A eles se juntaram outras 20 famílias que também são líderes em seus segmentos – saúde, construção civil, mercado financeiro, varejo, tecnologia, infraestrutura, mídia e agronegócio, entre outros. Não havia no Brasil, segundo Pedro, um grupo que representasse os grandes empreendedores da geração passada e que pensasse no próximo ciclo de crescimento econômico do país – que deve passar pelas empresas que hoje estão começando. “Criamos um primeiro fundo de R$ 100 milhões. Com ele fizemos 16 investimentos – e já tivemos duas saídas espetaculares, sendo que a última rendeu uma TIR [taxa interna de retorno] líquida para nossos investidores de 51%.” Ele se refere ao AppProva, plataforma que avalia performances de alunos, vendido ao Grupo Somos, da Tarpon.

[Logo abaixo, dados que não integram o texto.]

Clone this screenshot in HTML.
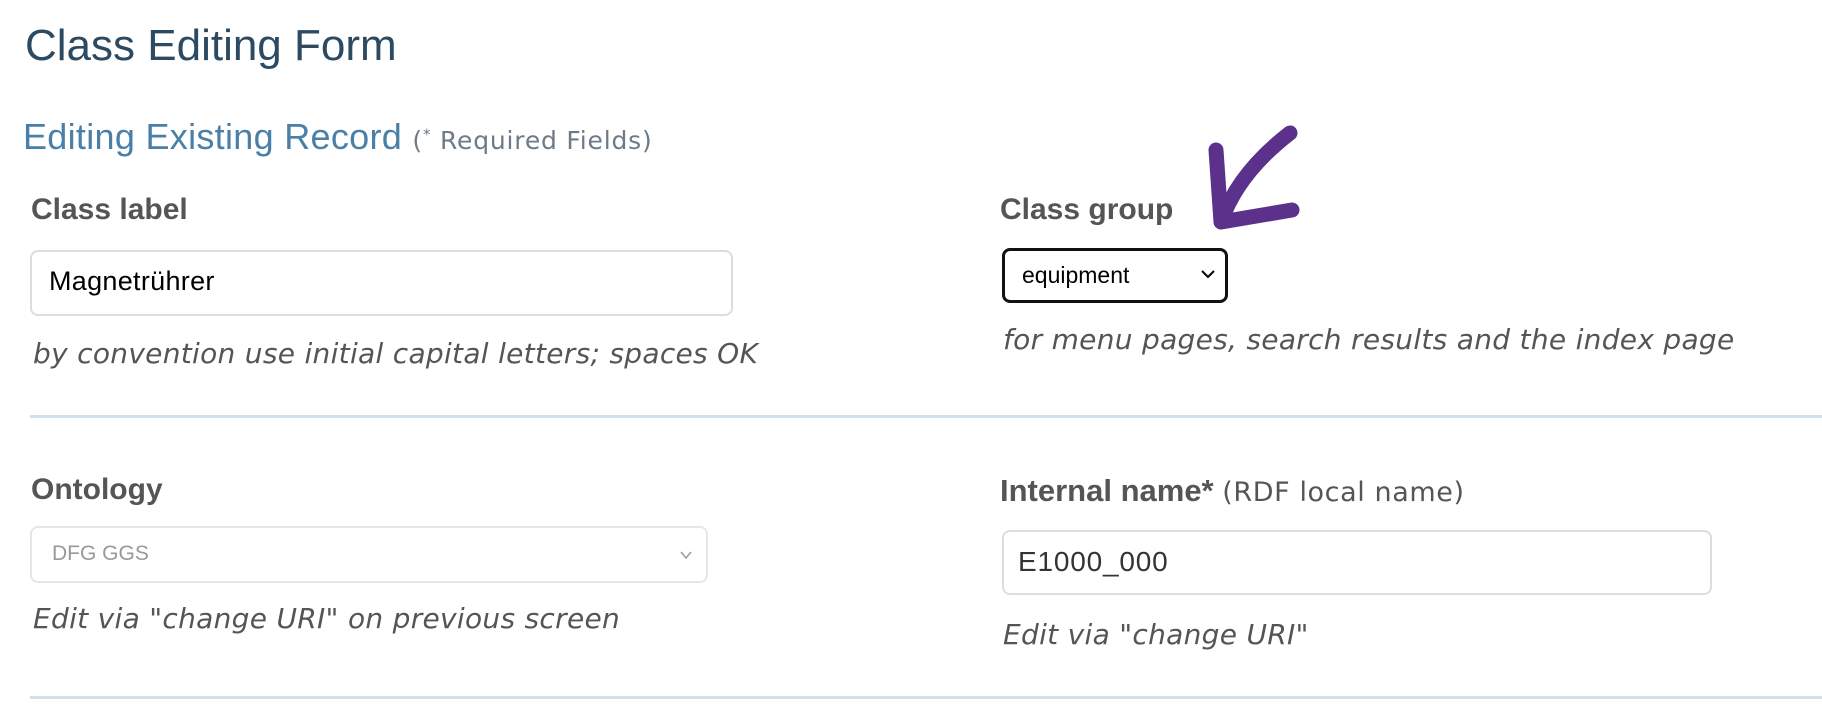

Os clientes do AppProva são escolas que, com os dados em mãos, podem comparar desempenhos entre classes e entre escolas e, assim, aperfeiçoar seus métodos de ensino.
GANHA-GANHA
A relação entre empreendedor e investidor, salvo alguns inesperados e inevitáveis tropeços, é de ganha-ganha. Um dos aportes iniciais foi direcionado à Infracommerce, startup criada por ex-executivos de grandes empresas e especializada em desenvolver infraestrutura para e-commerces. “Antes eles faturavam menos de R$ 10 milhões. Agora faturam R$ 100 milhões – e este ano vão movimentar R$ 600 milhões.” A e.Bricks está finalizando o fundo 2, de R$ 300 milhões. “Pretendemos fazer investimentos de R$ 1 milhão a R$ 30 milhões em cada empresa e apoiá-las com conhecimento, experiência operacional e conexões no mercado.” Ela fica com uma fatia de 25% a 30% das startups nas quais investe.
Se você quer empreender e precisa de um empurrão, atenção para a dica do investidor: “Escolhemos como prioritários para nossos investimentos os setores financeiro, de saúde, educação e soluções na nuvem”.